In a significant reversal, the company changed its policies, and it will now turn over Telegram user IP addresses and phone numbers to law enforcement agencies in response to valid legal requests. Prior to Durov’s arrest, the company’s FAQ page said: “All Telegram chats and group chats are private amongst their participants. We do not process any requests related to them.”

In a post on Telegram, first reported by Bloomberg, Durov said that a team of moderators has spent the last several weeks removing unsafe and illegal content. Telegram also updated the platform’s search function to make it less likely to turn up such material.
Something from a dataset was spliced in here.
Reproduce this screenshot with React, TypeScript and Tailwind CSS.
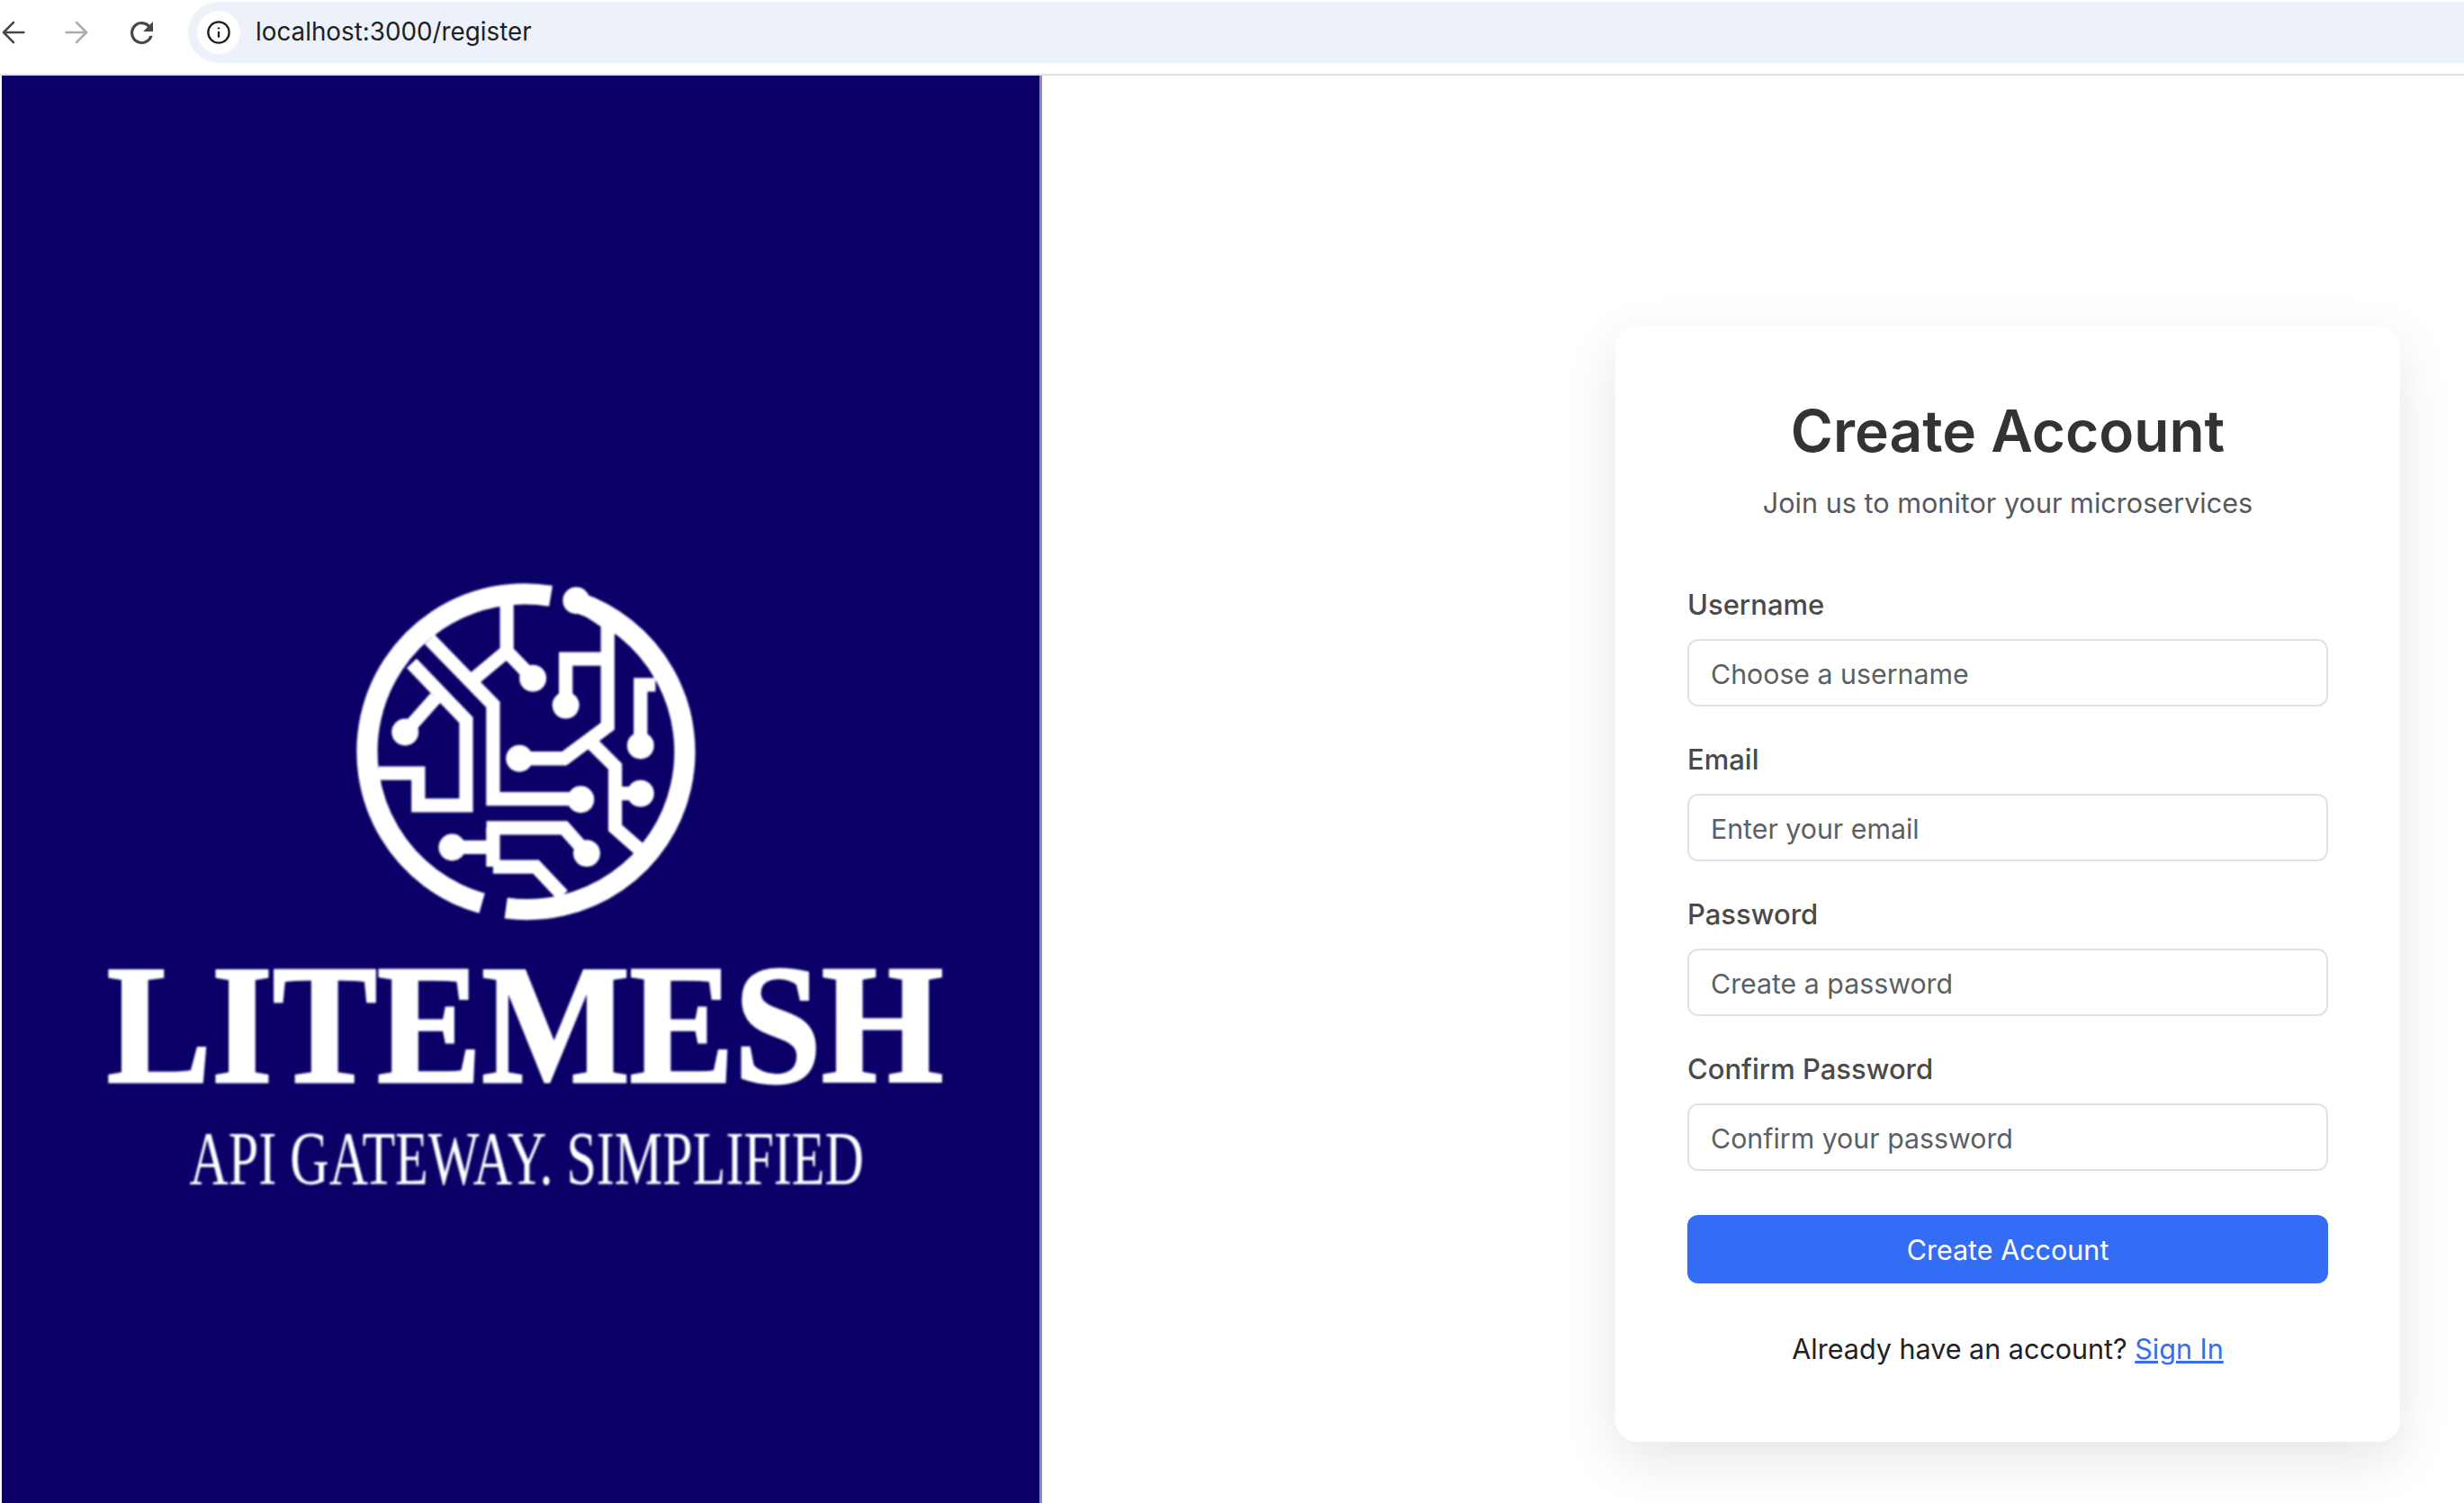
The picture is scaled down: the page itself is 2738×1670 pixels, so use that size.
import { Info } from 'lucide-react'

const font = 'font-["Inter",sans-serif]'

function BackIcon({ className }: { className: string }) {
  return (
    <svg viewBox="0 0 24 24" className={className} fill="none" stroke="currentColor" strokeWidth="2.4" strokeLinecap="round" strokeLinejoin="round">
      <path d="M22.5 12H2M12 1.8 1.8 12 12 22.2" />
    </svg>
  )
}

function ForwardIcon({ className }: { className: string }) {
  return (
    <svg viewBox="0 0 24 24" className={className} fill="none" stroke="currentColor" strokeWidth="2.4" strokeLinecap="round" strokeLinejoin="round">
      <path d="M1.5 12H22M12 1.8 22.2 12 12 22.2" />
    </svg>
  )
}

function ReloadIcon({ className }: { className: string }) {
  return (
    <svg viewBox="4 4 16 16" className={className} fill="currentColor">
      <path d="M17.65 6.35A7.95 7.95 0 0 0 12 4a8 8 0 1 0 7.73 10h-2.08A6 6 0 1 1 12 6c1.66 0 3.14.69 4.22 1.78L13 11h7V4l-2.35 2.35z" />
    </svg>
  )
}

// logo drawn in the panel's own pixels, slightly blurred like the upscaled image
function Logo() {
  const dots = [
    [665, 400], [238, 580], [775, 490], [620, 668], [1025, 625],
    [825, 805], [1025, 785], [395, 965], [845, 985], [810, 140],
  ]
  return (
    <svg viewBox="0 0 1156 1586" className="h-full w-full blur-[1px]">
      <g transform="translate(370 536) scale(0.3333)" fill="none" stroke="#fff" strokeWidth="46" strokeLinejoin="miter">
        <path d="M495 1152A527 527 0 0 1 725 125" strokeWidth="70" />
        <path d="M810 145A527 527 0 0 1 575 1168" strokeWidth="70" />
        <path d="M578 150V310L665 400M578 310 470 400" />
        <path d="M320 270 532 488V803H825" />
        <path d="M260 350 442 540V825H282V717H150" />
        <path d="M340 465 238 580" />
        <path d="M775 490V335H915" />
        <path d="M810 145 915 215V560L770 668H620" />
        <path d="M1075 422H1025V625" />
        <path d="M865 620 940 695V900L1025 975" />
        <path d="M940 785H1025" />
        <path d="M395 965H532M532 900V1030" />
        <path d="M510 900H770L845 985" />
        <path d="M532 1030H675L765 1125" />
        {dots.map(([x, y]) => (
          <circle key={`${x}-${y}`} cx={x} cy={y} r="45" fill="#fff" stroke="none" />
        ))}
      </g>
      <text x="117" y="1119" fill="#fff" stroke="#fff" strokeWidth="3" fontFamily="Liberation Serif, serif" fontWeight="700" fontSize="190" textLength="932" lengthAdjust="spacingAndGlyphs">
        LITEMESH
      </text>
      <text transform="translate(209 1233) scale(0.68 1)" fill="#fff" fontFamily="Liberation Serif, serif" fontSize="84" textLength="1105" lengthAdjust="spacingAndGlyphs">
        API GATEWAY. SIMPLIFIED
      </text>
    </svg>
  )
}

function Field({ label, placeholder }: { label: string; placeholder: string }) {
  return (
    <div className="flex flex-col">
      <label className="mb-[16px] text-[31px] leading-[44px] font-medium text-[#4a4a4a]">{label}</label>
      <input
        placeholder={placeholder}
        className="h-[75px] w-full rounded-[12px] border-2 border-[#dfe3e8] bg-white px-6 pt-[2px] text-[30.3px] placeholder:text-[#5c5f63] outline-none"
      />
    </div>
  )
}

export default function App() {
  return (
    <div className={`flex h-[1670px] w-[2738px] flex-col overflow-hidden bg-white ${font}`}>
      <header className="flex h-[84px] shrink-0 items-start border-b-2 border-[#e0e0e0] pt-[2px]">
        <div className="flex h-[68px] items-center gap-[44px] pl-[2px]">
          <BackIcon className="h-[26px] w-[26px] text-[#474747]" />
          <ForwardIcon className="h-[26px] w-[26px] text-[#ababab]" />
          <ReloadIcon className="ml-[3px] h-[25px] w-[25px] text-[#474747]" />
        </div>
        <div className="ml-[39px] flex h-[68px] flex-1 items-center rounded-l-full bg-[#edf2fa] pl-[10px]">
          <div className="flex h-[48px] w-[48px] items-center justify-center rounded-full bg-white">
            <Info className="h-[28px] w-[28px] text-[#1f1f1f]" strokeWidth={2} />
          </div>
          <span className="ml-[17px] text-[27.8px] text-[#1f1f1f]">localhost:3000/register</span>
        </div>
      </header>

      <main className="flex flex-1">
        <div className="ml-[2px] w-[1156px] border-r-[3px] border-[#8f8cc4] bg-[#0b0068]">
          <Logo />
        </div>

        <div className="flex flex-1 items-start justify-end pt-[278px] pr-[71px]">
          <div className="h-[1240px] w-[872px] rounded-[24px] bg-white px-[80px] pt-[81px] shadow-[0_20px_60px_rgba(0,0,0,0.1)]">
            <h1 className="text-center text-[64px] leading-[72px] font-semibold text-[#333333]">Create Account</h1>
            <p className="mt-[22px] text-center text-[30.6px] leading-[44px] text-[#555a60]">
              Join us to monitor your microservices
            </p>
            <form className="mt-[69px] flex flex-col gap-[37px]">
              <Field label="Username" placeholder="Choose a username" />
              <Field label="Email" placeholder="Enter your email" />
              <Field label="Password" placeholder="Create a password" />
              <Field label="Confirm Password" placeholder="Confirm your password" />
            </form>
            <button className="mt-[49px] h-[76px] w-full rounded-[12px] bg-[#346df5] pt-[2px] text-[30.5px] text-white">
              Create Account
            </button>
            <p className="mt-[51px] text-center text-[30.5px] leading-[44px] text-[#222222]">
              Already have an account?{' '}
              <a href="#" className="text-[#346df5] underline">Sign In</a>
            </p>
          </div>
        </div>
      </main>
    </div>
  )
}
“These measures should discourage criminals,” Durov wrote. “Telegram Search is meant for finding friends and discovering news, not for promoting illegal goods. We won’t let bad actors jeopardize the integrity of our platform for almost a billion users.”

Durov, who is a French citizen, was arrested on August 28 after landing in his private jet at an airport outside Paris after a trip to Azerbaijan.

French prosecutors charged him with facilitating the distribution of child sexual abuse material, organized fraud, and association with criminals to commit crimes. The prosecutors’ press release also alleged that Telegram failed to share information with police about illegal activity on the platform. The governments of Iran and Russia have previously banned the app for refusing to turn over information to authorities, although Russia later reversed the ban.

In the days after Durov’s arrest, Telegram said its founder had nothing to hide and that it was “absurd” to hold the company or its owner responsible for users who violated the platform’s policies.

In an earlier public statement, Durov said, “French authorities had numerous ways to reach me to request assistance,” including a dedicated email address for European law enforcement requests. But he acknowledged that the platform’s rapid expansion—it boasts around 950 million users—had caused “growing pains.”

In the weeks since Durov’s arrest, Telegram has made several changes to the platform in addition to the new policy governing law enforcement requests. It removed the People Nearby feature, which showed a list of other users in close proximity, and disabled media uploads to Telegraph, the company’s blogging platform, which “seems to have been used by anonymous actors,” Durov said.